Die Verfahren stapelten sich; oft gerieten Eltern ins Visier, die nur helfen wollten. Das im Jahr 2021 erhöhte Strafmaß für sogenannte Kinderpornografie hat nach Meinung von Fachleuten Probleme geschaffen, ohne Betroffenen zu helfen. Nun will das Justizministerium die Reform wieder zurückdrehen.

Marco Buschmann und Christine Lambrecht
Marco Buschmann will eine Gesetzesreform seiner Vorgängerin Christine Lambrecht (rechts) teilweise rückgängig machen. – Alle Rechte vorbehalten IMAGO / Bernd Elmenthaler

Das Bundesjustizministerium will die Mindeststrafe für den Besitz und die Verbreitung von sogenannter „Kinderpornografie“ senken. Das Ministerium hat einen entsprechenden Gesetzentwurf in die Ressortabstimmung gebracht. Damit würde Justizminister Marco Buschmann (FDP) eine einhellig kritisierte Verschärfung seiner Vorgängerin rückgängig machen.
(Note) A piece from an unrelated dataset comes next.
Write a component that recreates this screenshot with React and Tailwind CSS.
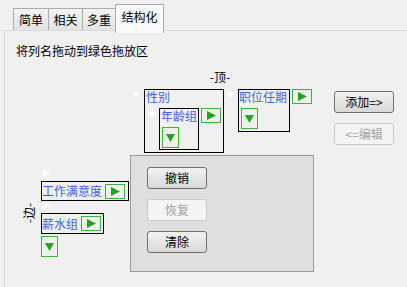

Der Begriff Kinderpornografie kommt aus dem Strafgesetzbuch; viele Betroffene sexualisierter Gewalt lehnen ihn ab. Wir verwenden das Wort hier im juristischen Zusammenhang. Im Jahr 2021 verabschiedete der Bundestag eine Gesetzesänderung der damaligen Justizministerin Christine Lambrecht (SPD). Die Strafrechtsverschärfung setzte die Mindeststrafe für „Verbreitung, Erwerb und Besitz kinderpornographischer Inhalte“ (§184b StGB) auf 12 Monate hoch. Dadurch sind die Straftatbestände dieses Paragrafen seitdem Verbrechen und keine Vergehen mehr. Das führt dazu, dass Richter:innen und Staatsanwält:innen Verfahren nicht mehr einstellen können, etwa wegen Geringfügigkeit. Zuvor war genau das allerdings möglich.
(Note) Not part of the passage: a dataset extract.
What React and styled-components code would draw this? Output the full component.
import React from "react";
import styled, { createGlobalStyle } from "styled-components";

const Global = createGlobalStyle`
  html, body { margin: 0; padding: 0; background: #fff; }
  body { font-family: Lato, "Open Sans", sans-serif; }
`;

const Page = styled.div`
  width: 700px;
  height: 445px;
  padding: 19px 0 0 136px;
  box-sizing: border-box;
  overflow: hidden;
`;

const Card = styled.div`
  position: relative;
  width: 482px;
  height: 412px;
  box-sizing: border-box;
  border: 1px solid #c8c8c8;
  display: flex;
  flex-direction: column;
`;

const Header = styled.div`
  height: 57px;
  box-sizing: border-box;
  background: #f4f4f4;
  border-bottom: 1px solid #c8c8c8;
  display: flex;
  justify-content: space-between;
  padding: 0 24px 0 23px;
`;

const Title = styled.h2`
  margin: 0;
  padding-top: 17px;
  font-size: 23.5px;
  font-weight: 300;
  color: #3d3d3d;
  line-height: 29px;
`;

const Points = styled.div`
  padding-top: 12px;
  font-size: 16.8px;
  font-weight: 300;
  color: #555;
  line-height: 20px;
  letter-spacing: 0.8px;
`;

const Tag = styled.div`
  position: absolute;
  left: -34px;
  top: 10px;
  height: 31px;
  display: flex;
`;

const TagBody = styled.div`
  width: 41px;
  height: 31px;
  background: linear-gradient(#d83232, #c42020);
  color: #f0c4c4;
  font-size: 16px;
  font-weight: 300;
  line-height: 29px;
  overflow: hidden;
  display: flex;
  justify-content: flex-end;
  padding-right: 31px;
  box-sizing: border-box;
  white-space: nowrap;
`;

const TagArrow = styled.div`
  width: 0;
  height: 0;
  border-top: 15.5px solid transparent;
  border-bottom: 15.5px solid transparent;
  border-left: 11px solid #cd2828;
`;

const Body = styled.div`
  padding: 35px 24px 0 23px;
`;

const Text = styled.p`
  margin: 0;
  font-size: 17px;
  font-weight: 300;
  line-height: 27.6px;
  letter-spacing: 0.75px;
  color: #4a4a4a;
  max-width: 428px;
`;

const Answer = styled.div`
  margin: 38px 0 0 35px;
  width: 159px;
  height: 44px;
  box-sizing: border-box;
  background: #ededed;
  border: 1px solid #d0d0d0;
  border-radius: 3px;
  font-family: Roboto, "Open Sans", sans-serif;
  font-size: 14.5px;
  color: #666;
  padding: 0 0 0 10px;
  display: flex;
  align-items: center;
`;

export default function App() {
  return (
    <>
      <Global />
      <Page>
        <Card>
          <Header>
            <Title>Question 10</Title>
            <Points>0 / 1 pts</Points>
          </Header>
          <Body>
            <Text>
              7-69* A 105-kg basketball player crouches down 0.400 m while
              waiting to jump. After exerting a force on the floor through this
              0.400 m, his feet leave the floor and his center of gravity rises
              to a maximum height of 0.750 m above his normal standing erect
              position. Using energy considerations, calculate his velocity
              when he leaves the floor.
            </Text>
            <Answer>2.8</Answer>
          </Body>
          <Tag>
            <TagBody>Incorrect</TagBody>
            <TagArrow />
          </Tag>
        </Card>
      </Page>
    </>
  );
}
Die Folge dieser Änderung war eine Reihe von zweifelhaften Verfahren, wie beispielsweise erst vor wenigen Wochen in Rheinland-Pfalz: Wie der SWR berichtete kursierte dort ein intimes Video einer 13-Jährigen. Eine Lehrerin hatte das mitbekommen und die Mutter des Mädchens informieren wollen. Dazu hatte sie sich das Video besorgt. Die Staatsanwaltschaft geht nach SWR-Bericht davon aus, dass die Frau nur helfen wollte, muss sie aber trotzdem anklagen. Die Süddeutsche Zeitung (SZ) berichtet (€) von einem ähnlichen Fall aus Baden-Württemberg.

Helfende Eltern und Lehrer:innen im Visier der Justiz

In München klagte ein Amtsrichter vor dem Bundesverfassungsgericht gegen die Reform des Paragrafen. Er weigert sich, das Gesetz gegen eine Mutter anzuwenden, deren Kind ein Nacktbild geschickt wurde, woraufhin die Mutter das Bild an andere Eltern zur Warnung weiterleitete.
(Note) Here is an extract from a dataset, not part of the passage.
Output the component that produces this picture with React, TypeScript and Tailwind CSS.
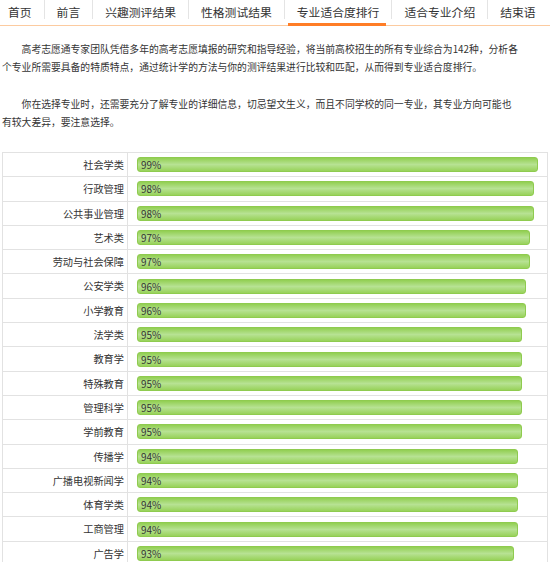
import React from 'react';

const TABS = ['首页', '前言', '兴趣测评结果', '性格测试结果', '专业适合度排行', '适合专业介绍', '结束语'];
const ACTIVE = 4;

const ROWS: [string, number][] = [
  ['社会学类', 99],
  ['行政管理', 98],
  ['公共事业管理', 98],
  ['艺术类', 97],
  ['劳动与社会保障', 97],
  ['公安学类', 96],
  ['小学教育', 96],
  ['法学类', 95],
  ['教育学', 95],
  ['特殊教育', 95],
  ['管理科学', 95],
  ['学前教育', 95],
  ['传播学', 94],
  ['广播电视新闻学', 94],
  ['体育学类', 94],
  ['工商管理', 94],
  ['广告学', 93],
];

const TabBar = () => (
  <div className="flex h-[26px] border-b border-[#fccba0]">
    {TABS.map((t, i) => (
      <React.Fragment key={t}>
        <div className={`relative h-full pt-[4px] ${i === 0 ? 'pl-[8px]' : 'pl-[12px]'} pr-[12px]`}>
          <span className="block text-[11.8px] leading-[16px] text-[#333] whitespace-nowrap">{t}</span>
          {i === ACTIVE && <div className="absolute left-[3px] right-[5px] bottom-[-1px] h-[3px] bg-[#ff7d26]" />}
        </div>
        {i < TABS.length - 1 && <div className="w-px h-[19px] bg-[#e4e4e4] shrink-0" />}
      </React.Fragment>
    ))}
  </div>
);

const Bar = ({ pct }: { pct: number }) => (
  <div
    className="relative h-[15px] rounded-[3px] border border-[#8fcb4f] bg-[linear-gradient(to_bottom,#92cf52_0%,#b7e293_50%,#98d25a_100%)]"
    style={{ width: `${pct}%` }}
  >
    <span className="absolute left-[3px] top-0 text-[10px] leading-[13px] text-[#333]">{pct}%</span>
  </div>
);

export default function App() {
  return (
    <div className="w-[550px] h-[562px] overflow-hidden bg-white text-[#333] [font-family:'Noto_Sans_CJK_SC',sans-serif]">
      <TabBar />
      <div className="px-[2px]">
        <div className="w-[518px] mt-[14px] text-[9.8px] leading-[18px]">
          <p className="indent-[2em]">
            高考志愿通专家团队凭借多年的高考志愿填报的研究和指导经验，将当前高校招生的所有专业综合为142种，分析各个专业所需要具备的特质特点，通过统计学的方法与你的测评结果进行比较和匹配，从而得到专业适合度排行。
          </p>
          <p className="indent-[2em] mt-[19px]">
            你在选择专业时，还需要充分了解专业的详细信息，切忌望文生义，而且不同学校的同一专业，其专业方向可能也有较大差异，要注意选择。
          </p>
        </div>
        <div className="mt-[21px] border-t border-x border-[#e2e2e2]">
          {ROWS.map(([name, pct]) => (
            <div key={name} className="flex h-[24.3px] border-b border-[#e2e2e2]">
              <div className="w-[125px] shrink-0 border-r border-[#e2e2e2] flex items-center justify-end pr-[3px] text-[10.2px] text-[#333]">
                {name}
              </div>
              <div className="flex-1 flex items-center pl-[9px] pr-[5px]">
                <div className="w-full">
                  <Bar pct={pct} />
                </div>
              </div>
            </div>
          ))}
        </div>
      </div>
    </div>
  );
}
Ein zusätzliches Problem der Verschärfung: Oft geraten Minderjährige selbst in den Fokus der Ermittlungen, wenn sie Aufnahmen versenden oder empfangen. Was das zum Beispiel bedeuten kann, veranschaulicht etwa ein SZ-Bericht (€) aus dem Jahr 2022. Wenn etwa in einer Chatgruppe mit Schüler:innen entsprechende Bilder auftauchen, dann können im Zweifel alle Mitglieder der Chatgruppe belangt werden. „Das ist ein riesiger Aufwand“, sagte der Berliner Oberstaatsanwalt Sebastian Büchner der Zeitung. „Wir sehen uns einer Verfahrensflut ausgesetzt.“

Die geplante Entschärfung ist offenkundig eine Reaktion auf solche Fälle. Die Verhältnismäßigkeit der Mindestfreiheitsstrafe von einem Jahr sei „insbesondere dann fraglich, wenn die beschuldigte Person offensichtlich nicht aus pädokrimineller Energie gehandelt hat“, heißt es laut SZ in dem neuen Gesetzesentwurf.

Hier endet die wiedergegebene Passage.